Fiction Reviews


To The Stars And Back
Stories In Honour of Eric Brown

(2024) edited by Ian Whates, NewCon Press,
£13.99, pbk, 287pp, ISBN: 978-1-914-95380-4

 

As many readers will know, prolific author and reviewer Eric Brown sadly passed away in 2023. This collection of fifteen stories, preceded by a poignant introduction by his friend and editor/founder of NewCon Press, Ian Whates, offers a fitting and comprehensive tribute. There really is something for everyone here but one of my favourites is ‘The Scurlock Compendium’ by Alastair Reynolds, an Arthur C. Clarke-ish tale of teleportation and tragedy, which even has a pub at its heart (although it’s ‘The Green Man’, rather than ‘The White Hart’). Justina Robson’s ‘The Place of the Mice’ is a close runner-up in which a Yorkshire-born Sherriff of a remote community in Northern Pennsylvania finds herself dealing with a ghoulish mystery and which reads like a slice from a novel (one that I would definitely read!). Like a number of other contributions, this nicely resonates not only with Brown’s science-fiction but his mystery writing as well.

‘Masterchef on Mars: A Murder Mystery’, by Ian Watson, for example, is, as the title and sub-title suggest, an extra-terrestrial food related crime story, laden with puns and with its tongue firmly in its cheek. Whates’ own contribution, ‘Bartering With Ghosts’, is likewise a crime story with added aliens, but is less baggy and has a neat ‘reveal’. ‘Untold’ by Keith Brooke, on the other hand, riffs directly off Brown’s own work, offering a nicely judged meta-coda to the latter’s Langham and Dupré mystery series.

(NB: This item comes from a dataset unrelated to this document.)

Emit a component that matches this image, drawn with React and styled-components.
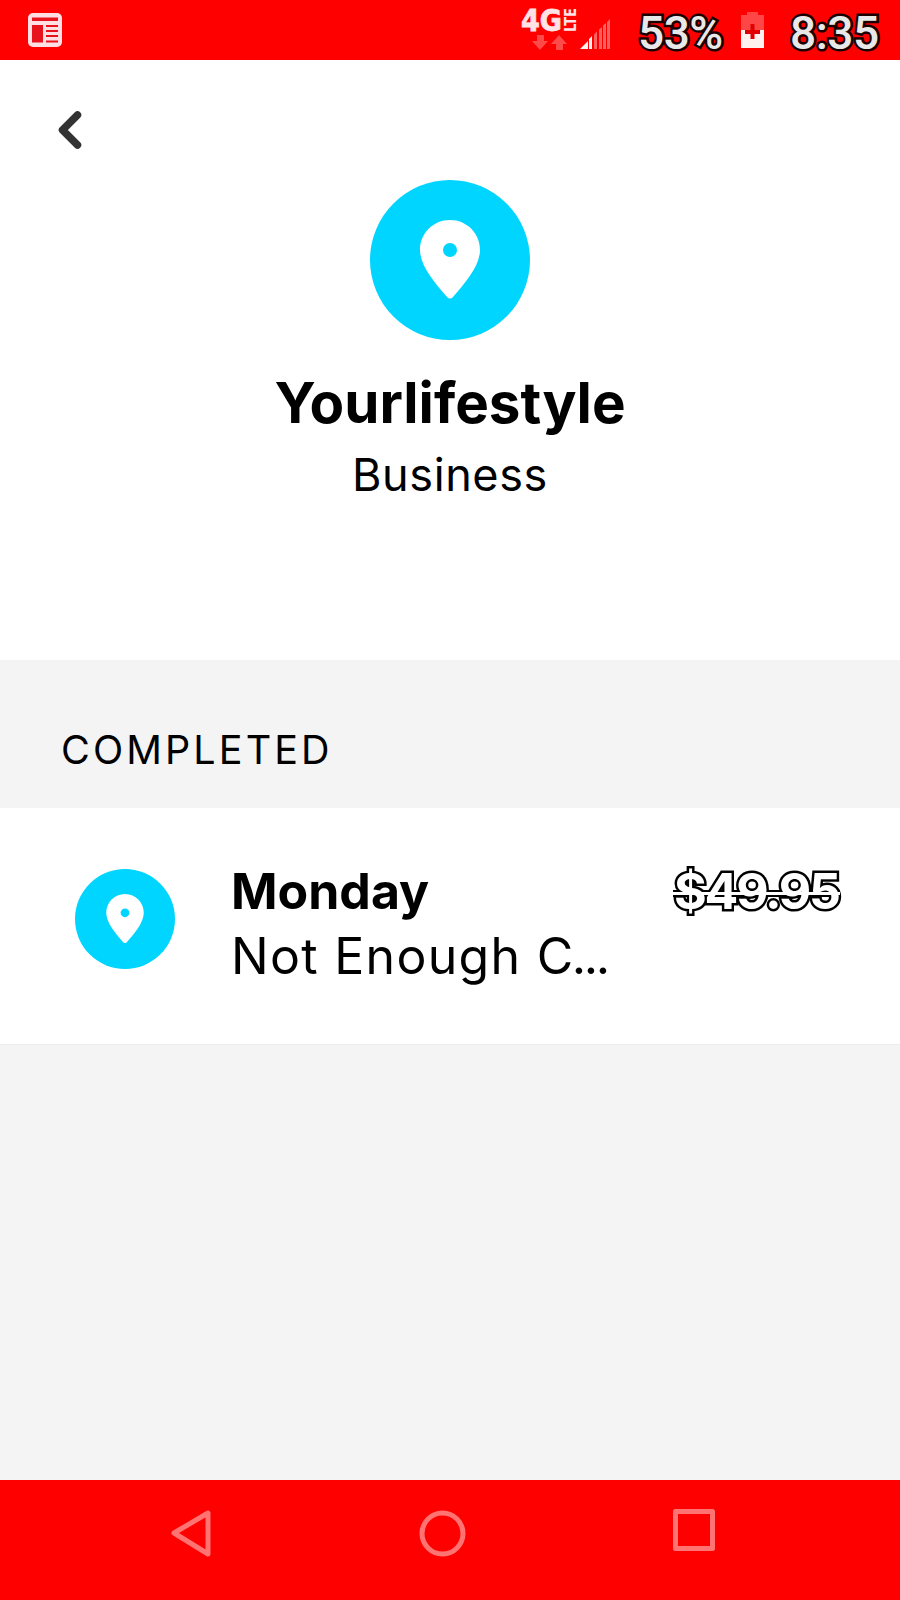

Also unconventional in style is Rachel Rajendra’s ‘Peppercorns’, written in the form of a tv comedy script. Indeed, the opening is strongly reminiscent of the Two Ronnies’ famous ‘Four Candles’ sketch, although with a robot taking Ronnie Corbett’s role. Robots also feature prominently in ‘The Peaceable Kingdom’ by Chris Beckett, which is a cautionary, and perhaps rather reactionary, tale about intervention by an outsider. Kim Lakin in ‘The Guardian’ and Philip Palmer with ‘Rodeoday’ also explore the consequences of ecological meddling, in the Arctic and off-world, respectively, although the latter does offer a glimmer of hope.

Hope through alien intervention also features in ‘A Sea Change’, by Donna Scott, in which a woman’s abusive ex- gets his just, if weird, desserts. The same might be said of the rather pompous collector of old books in Philip Vine’s ‘The Neglected Bookshop’, which is written in a somewhat odd, staccato style and namechecks Brown himself. The very opposite of pomposity is represented by the title character in Josh Lacey’s ‘President Max’, a rather slight if topical piece on the vagaries of Presidential elections.

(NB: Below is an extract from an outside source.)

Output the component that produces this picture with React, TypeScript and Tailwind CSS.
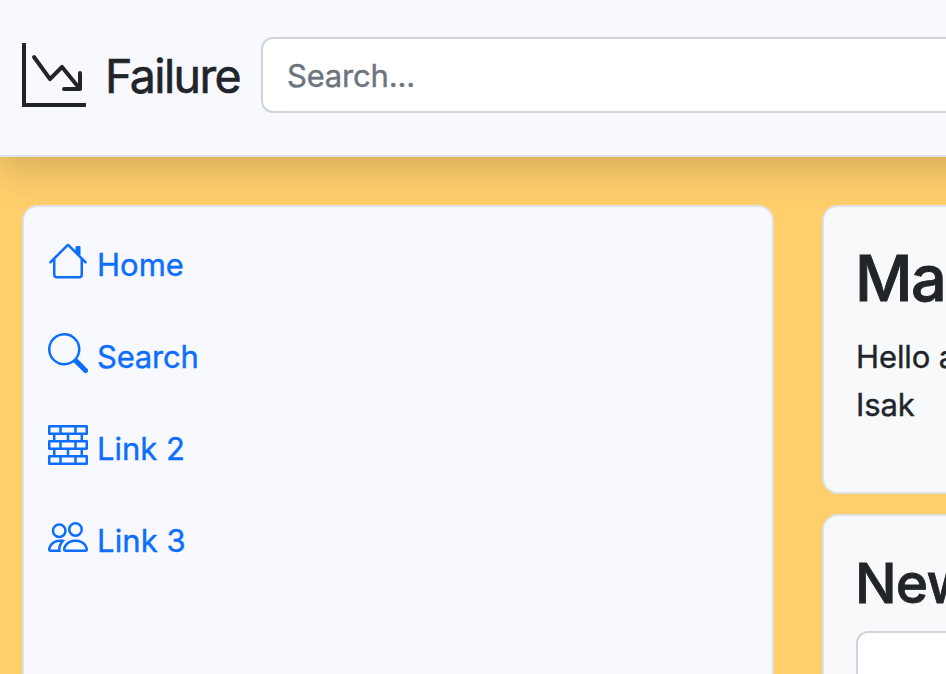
import React from "react";
import { BsBricks, BsGraphDownArrow, BsHouse, BsPeople, BsSearch } from "react-icons/bs";

const links = [
  { label: "Home", Icon: BsHouse, tracking: "tracking-[0px]" },
  { label: "Search", Icon: BsSearch, tracking: "tracking-[-0.2px]" },
  { label: "Link 2", Icon: BsBricks, tracking: "tracking-[0px]" },
  { label: "Link 3", Icon: BsPeople, tracking: "tracking-[0.1px]" },
];

export default function App() {
  return (
    <div className="flex h-[674px] w-[946px] flex-col overflow-hidden bg-[#ffcf6c] font-['Inter',sans-serif] text-[#212529] [-webkit-text-stroke:0.4px_currentColor]">
      <header className="flex h-[157px] w-[1400px] shrink-0 items-start border-b-2 border-[#dee2e6] bg-[#f8f9ff] pl-[22px] shadow-[0_16px_32px_rgba(0,0,0,0.15)]">
        <BsGraphDownArrow className="mt-[43px] size-16 shrink-0" />
        <span className="mt-[40px] ml-[19px] w-[156px] shrink-0 text-[46.5px] leading-[72px] tracking-[-1.6px] whitespace-nowrap [-webkit-text-stroke:0.6px_currentColor]">
          Failure
        </span>
        <input
          className="mt-[37px] h-[76px] grow rounded-xl border-2 border-[#ced4da] bg-white px-6 text-[31px] tracking-[-0.2px] outline-none placeholder:text-[#6c757d]"
          placeholder="Search..."
        />
      </header>
      <div className="flex w-[1600px] items-start gap-12 pt-12 pl-[22px]">
        <nav className="flex h-[700px] w-[752px] shrink-0 flex-col gap-11 rounded-2xl border-2 border-[#dee2e6] bg-[#f8f9ff] pt-[34px] pl-6">
          {links.map(({ label, Icon, tracking }) => (
            <a key={label} className="flex h-12 shrink-0 items-start text-[#0d6efd]">
              <Icon className="size-10 shrink-0" />
              <span className={`ml-[9px] text-[31px] leading-[48px] whitespace-nowrap ${tracking}`}>{label}</span>
            </a>
          ))}
        </nav>
        <main className="flex w-[752px] shrink-0 flex-col gap-5">
          <section className="h-[289px] rounded-2xl border-2 border-[#dee2e6] bg-[#f8f9fa] px-8 pt-[33px]">
            <h1 className="-ml-px text-[63px] leading-[77px] font-medium tracking-[-1.4px] [-webkit-text-stroke:0.9px_currentColor]">Main</h1>
            <p className="mt-4 text-[31px] leading-[48px] tracking-[-0.1px]">
              Hello and welcome
              <br />
              Isak
            </p>
          </section>
          <section className="h-[300px] rounded-2xl border-2 border-[#dee2e6] bg-[#f8f9fa] px-8 pt-[34px]">
            <h2 className="-ml-px text-[55px] leading-[67px] font-medium tracking-[-0.8px] [-webkit-text-stroke:0.8px_currentColor]">News</h2>
            <div className="mt-[14px] h-40 rounded-xl border-2 border-[#ced4da] bg-white" />
          </section>
        </main>
      </div>
    </div>
  );
}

Stepping back into deeper waters, ‘May You Rise’ by James Lovegrove suggests that not all transformations – even those that might seem positive – should be welcomed and a similarly poignant tone is adopted in Uma McCormack’s ‘Last Orders’, a short piece about people leaving, told from the perspective of one who stays behind, remembering.

That theme is then taken up by Tony Ballantyne in ‘Eric and the Kéthani’, which closes the volume in a moving contrast of the epic with the mundane and asks the reader to consider which actually offers the more worthwhile life. The piece and the collection as a whole conclude with the narrator’s wife asking if he’s going to do any writing that afternoon and the author replying,

“No, I’m going to call Eric.”

“What are you going to say?”

“Just that I’ll miss him.”

I defy anyone to put the book down without a lump in their throat after that.